-- start of Dataset rows --

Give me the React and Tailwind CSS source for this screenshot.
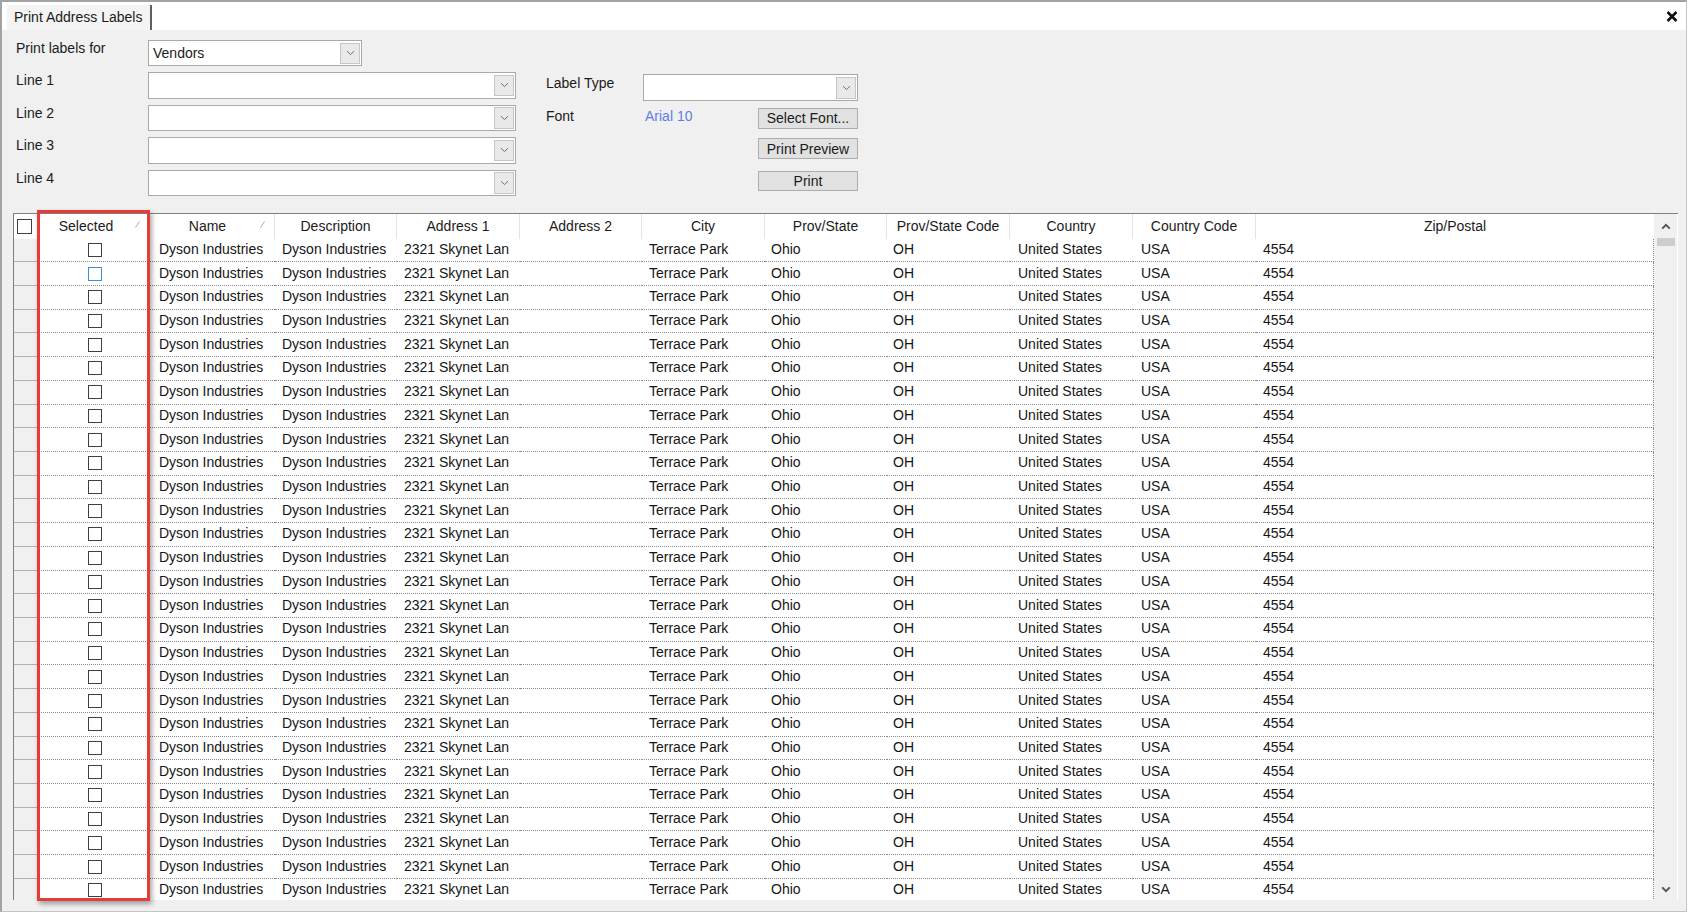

-- end of Dataset rows --
-- start of Dataset rows --

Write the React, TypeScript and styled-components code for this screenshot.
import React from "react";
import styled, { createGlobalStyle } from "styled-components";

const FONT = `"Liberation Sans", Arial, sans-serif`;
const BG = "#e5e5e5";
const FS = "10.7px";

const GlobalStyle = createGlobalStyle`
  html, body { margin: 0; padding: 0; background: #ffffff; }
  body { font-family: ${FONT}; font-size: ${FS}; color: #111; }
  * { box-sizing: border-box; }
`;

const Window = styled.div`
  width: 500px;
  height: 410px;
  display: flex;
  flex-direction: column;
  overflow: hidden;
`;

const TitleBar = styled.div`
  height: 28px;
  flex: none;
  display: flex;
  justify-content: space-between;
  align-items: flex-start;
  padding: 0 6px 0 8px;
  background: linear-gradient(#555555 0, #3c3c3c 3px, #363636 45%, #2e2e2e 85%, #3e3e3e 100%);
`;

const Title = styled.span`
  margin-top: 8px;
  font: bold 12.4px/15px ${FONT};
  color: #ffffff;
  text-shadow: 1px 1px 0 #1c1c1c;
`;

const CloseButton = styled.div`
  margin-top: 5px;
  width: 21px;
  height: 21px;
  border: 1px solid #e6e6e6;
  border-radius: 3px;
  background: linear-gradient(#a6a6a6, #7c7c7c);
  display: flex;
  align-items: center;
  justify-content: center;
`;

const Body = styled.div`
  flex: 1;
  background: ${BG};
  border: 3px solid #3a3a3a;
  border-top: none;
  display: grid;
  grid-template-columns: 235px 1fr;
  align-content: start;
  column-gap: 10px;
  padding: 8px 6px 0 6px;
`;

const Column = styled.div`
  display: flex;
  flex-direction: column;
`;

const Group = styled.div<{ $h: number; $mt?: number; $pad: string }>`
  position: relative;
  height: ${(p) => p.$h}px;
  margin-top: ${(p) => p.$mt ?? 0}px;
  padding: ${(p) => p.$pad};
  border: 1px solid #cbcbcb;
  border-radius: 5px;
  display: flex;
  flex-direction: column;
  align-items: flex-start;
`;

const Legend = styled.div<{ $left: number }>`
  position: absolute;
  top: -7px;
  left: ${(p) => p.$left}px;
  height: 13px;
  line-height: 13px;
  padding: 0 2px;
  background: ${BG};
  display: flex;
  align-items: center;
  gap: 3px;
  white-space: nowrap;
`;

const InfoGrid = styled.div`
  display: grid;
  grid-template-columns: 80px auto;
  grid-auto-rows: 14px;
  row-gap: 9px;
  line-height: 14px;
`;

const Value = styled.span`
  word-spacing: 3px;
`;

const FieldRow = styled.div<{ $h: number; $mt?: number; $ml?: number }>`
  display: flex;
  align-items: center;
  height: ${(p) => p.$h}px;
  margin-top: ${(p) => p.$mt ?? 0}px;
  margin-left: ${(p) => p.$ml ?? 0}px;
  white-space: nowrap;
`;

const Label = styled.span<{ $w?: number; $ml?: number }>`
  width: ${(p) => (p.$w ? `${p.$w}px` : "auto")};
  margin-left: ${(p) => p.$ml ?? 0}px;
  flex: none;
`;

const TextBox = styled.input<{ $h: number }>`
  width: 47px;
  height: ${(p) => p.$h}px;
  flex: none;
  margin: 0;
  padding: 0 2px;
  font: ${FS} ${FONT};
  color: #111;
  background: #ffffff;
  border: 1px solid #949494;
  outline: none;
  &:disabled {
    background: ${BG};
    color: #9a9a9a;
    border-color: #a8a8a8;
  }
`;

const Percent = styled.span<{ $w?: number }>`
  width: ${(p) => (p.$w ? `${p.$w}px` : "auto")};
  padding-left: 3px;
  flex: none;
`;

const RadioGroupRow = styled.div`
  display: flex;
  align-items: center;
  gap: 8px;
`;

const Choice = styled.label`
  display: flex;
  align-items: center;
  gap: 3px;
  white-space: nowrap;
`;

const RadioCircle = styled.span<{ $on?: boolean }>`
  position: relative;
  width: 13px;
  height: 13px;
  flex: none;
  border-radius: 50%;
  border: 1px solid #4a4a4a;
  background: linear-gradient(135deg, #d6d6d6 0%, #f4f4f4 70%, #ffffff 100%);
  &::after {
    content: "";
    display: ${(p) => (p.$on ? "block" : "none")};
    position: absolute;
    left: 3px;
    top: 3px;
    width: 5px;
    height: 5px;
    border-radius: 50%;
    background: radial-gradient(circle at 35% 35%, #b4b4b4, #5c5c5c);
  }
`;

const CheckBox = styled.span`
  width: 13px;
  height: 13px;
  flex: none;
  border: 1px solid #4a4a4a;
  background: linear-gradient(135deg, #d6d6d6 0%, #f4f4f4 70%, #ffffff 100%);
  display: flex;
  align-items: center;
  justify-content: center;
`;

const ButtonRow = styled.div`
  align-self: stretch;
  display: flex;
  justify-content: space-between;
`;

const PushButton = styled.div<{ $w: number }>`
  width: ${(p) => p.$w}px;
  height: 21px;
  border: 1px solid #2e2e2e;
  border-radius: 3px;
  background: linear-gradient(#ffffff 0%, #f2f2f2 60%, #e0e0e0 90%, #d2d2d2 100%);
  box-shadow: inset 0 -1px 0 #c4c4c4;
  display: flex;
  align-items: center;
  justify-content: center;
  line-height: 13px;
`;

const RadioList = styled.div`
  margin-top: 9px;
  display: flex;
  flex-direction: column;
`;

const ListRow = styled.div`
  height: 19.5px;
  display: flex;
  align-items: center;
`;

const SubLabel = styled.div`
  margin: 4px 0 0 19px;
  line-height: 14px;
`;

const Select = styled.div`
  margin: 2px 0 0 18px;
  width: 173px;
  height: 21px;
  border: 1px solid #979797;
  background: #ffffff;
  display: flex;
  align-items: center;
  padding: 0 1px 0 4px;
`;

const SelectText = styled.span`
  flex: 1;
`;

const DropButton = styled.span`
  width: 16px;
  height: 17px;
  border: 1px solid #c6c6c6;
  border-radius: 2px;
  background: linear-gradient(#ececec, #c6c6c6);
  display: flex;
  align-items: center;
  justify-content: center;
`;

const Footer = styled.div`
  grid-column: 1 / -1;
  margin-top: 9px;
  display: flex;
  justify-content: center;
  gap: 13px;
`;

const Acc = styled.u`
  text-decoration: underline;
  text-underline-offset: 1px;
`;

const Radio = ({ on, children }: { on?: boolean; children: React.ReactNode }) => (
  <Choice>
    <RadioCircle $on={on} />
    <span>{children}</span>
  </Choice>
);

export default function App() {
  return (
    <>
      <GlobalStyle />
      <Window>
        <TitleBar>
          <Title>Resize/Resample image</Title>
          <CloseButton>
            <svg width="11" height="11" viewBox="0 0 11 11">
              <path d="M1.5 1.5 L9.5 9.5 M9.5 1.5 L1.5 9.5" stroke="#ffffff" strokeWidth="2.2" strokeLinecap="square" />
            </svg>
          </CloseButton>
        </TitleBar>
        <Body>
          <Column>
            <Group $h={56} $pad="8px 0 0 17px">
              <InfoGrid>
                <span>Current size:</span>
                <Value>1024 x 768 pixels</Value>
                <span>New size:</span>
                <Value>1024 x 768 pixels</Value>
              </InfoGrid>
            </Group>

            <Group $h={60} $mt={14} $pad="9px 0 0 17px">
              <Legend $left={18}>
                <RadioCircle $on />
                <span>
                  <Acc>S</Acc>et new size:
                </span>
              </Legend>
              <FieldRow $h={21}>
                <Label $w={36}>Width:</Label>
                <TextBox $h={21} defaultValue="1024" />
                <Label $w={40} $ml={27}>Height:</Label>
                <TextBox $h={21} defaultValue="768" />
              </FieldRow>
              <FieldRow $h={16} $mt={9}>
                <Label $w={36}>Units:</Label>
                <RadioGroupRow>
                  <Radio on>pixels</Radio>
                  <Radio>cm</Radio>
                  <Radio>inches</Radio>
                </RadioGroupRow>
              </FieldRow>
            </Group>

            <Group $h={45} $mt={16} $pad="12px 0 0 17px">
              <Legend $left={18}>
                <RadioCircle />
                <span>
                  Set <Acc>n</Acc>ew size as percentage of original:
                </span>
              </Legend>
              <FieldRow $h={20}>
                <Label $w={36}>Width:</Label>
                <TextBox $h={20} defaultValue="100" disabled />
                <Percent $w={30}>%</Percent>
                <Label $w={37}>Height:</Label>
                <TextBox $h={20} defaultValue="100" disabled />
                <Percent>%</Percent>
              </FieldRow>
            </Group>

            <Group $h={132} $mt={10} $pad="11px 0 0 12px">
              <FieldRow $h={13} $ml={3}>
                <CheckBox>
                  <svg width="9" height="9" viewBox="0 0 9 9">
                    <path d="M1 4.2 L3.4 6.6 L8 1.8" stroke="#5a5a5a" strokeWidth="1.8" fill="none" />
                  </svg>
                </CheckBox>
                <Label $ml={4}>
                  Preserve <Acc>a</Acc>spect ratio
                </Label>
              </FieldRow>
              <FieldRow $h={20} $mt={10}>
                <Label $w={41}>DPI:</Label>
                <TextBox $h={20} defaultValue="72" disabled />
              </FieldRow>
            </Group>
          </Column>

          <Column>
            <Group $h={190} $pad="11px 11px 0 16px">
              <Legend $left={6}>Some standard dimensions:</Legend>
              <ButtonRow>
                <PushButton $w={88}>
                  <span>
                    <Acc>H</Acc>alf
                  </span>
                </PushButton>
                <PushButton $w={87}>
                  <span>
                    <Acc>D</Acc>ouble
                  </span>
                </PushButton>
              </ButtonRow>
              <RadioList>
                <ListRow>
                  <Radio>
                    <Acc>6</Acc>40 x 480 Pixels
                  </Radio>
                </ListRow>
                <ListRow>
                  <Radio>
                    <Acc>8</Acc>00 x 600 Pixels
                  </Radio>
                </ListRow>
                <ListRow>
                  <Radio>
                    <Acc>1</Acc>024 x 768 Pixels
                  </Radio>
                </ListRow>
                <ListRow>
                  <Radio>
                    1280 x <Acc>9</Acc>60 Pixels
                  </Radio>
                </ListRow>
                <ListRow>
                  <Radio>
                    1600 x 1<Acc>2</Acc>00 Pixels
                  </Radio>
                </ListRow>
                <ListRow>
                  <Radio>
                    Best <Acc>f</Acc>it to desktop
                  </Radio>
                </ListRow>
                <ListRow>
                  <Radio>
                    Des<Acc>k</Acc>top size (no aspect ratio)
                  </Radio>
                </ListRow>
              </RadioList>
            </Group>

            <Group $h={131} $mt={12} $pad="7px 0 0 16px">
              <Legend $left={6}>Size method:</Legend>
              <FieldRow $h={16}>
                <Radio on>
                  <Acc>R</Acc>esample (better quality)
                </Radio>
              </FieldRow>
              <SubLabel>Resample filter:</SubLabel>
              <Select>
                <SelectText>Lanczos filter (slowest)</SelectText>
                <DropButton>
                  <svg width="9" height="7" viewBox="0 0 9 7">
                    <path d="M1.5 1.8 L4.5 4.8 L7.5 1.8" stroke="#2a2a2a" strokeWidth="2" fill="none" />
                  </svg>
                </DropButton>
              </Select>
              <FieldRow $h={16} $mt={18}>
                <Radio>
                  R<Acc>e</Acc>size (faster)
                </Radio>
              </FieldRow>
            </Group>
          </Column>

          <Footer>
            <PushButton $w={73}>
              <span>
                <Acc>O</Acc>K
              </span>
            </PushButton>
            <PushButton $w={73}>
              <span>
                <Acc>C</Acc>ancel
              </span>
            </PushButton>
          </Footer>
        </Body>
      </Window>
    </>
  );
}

-- end of Dataset rows --
-- start of Dataset rows --

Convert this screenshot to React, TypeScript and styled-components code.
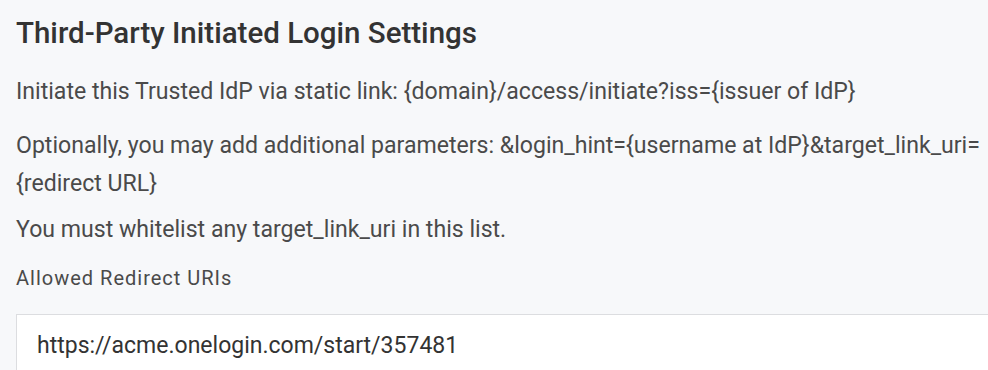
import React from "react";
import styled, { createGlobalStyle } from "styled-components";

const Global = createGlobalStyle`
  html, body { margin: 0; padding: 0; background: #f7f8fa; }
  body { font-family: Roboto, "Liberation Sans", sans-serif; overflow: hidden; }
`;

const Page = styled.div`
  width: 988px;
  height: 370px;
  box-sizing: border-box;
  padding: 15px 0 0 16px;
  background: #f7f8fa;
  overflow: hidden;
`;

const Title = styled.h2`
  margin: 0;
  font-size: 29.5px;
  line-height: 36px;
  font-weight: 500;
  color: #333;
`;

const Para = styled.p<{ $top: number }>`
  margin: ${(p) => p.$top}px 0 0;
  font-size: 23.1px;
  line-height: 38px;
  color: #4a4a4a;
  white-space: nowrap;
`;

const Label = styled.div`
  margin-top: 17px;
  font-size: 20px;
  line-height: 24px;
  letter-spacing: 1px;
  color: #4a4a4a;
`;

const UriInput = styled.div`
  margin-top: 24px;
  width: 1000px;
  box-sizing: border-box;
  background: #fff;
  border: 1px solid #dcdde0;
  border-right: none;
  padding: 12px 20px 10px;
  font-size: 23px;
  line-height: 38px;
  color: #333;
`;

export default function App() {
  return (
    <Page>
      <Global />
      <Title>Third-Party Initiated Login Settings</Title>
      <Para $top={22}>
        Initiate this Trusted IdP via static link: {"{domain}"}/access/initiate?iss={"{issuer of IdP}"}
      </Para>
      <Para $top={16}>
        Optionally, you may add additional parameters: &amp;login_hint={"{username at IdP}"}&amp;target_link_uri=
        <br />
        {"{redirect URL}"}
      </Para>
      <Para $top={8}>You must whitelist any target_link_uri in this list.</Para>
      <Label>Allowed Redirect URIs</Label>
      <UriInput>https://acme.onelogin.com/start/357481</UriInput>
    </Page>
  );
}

-- end of Dataset rows --

> _What is needed_
Only lines holding the string "components" are wanted; gather each one from the entries above.

> _Task output_
Write the React, TypeScript and styled-components code for this screenshot.
import styled, { createGlobalStyle } from "styled-components";
Convert this screenshot to React, TypeScript and styled-components code.
import styled, { createGlobalStyle } from "styled-components";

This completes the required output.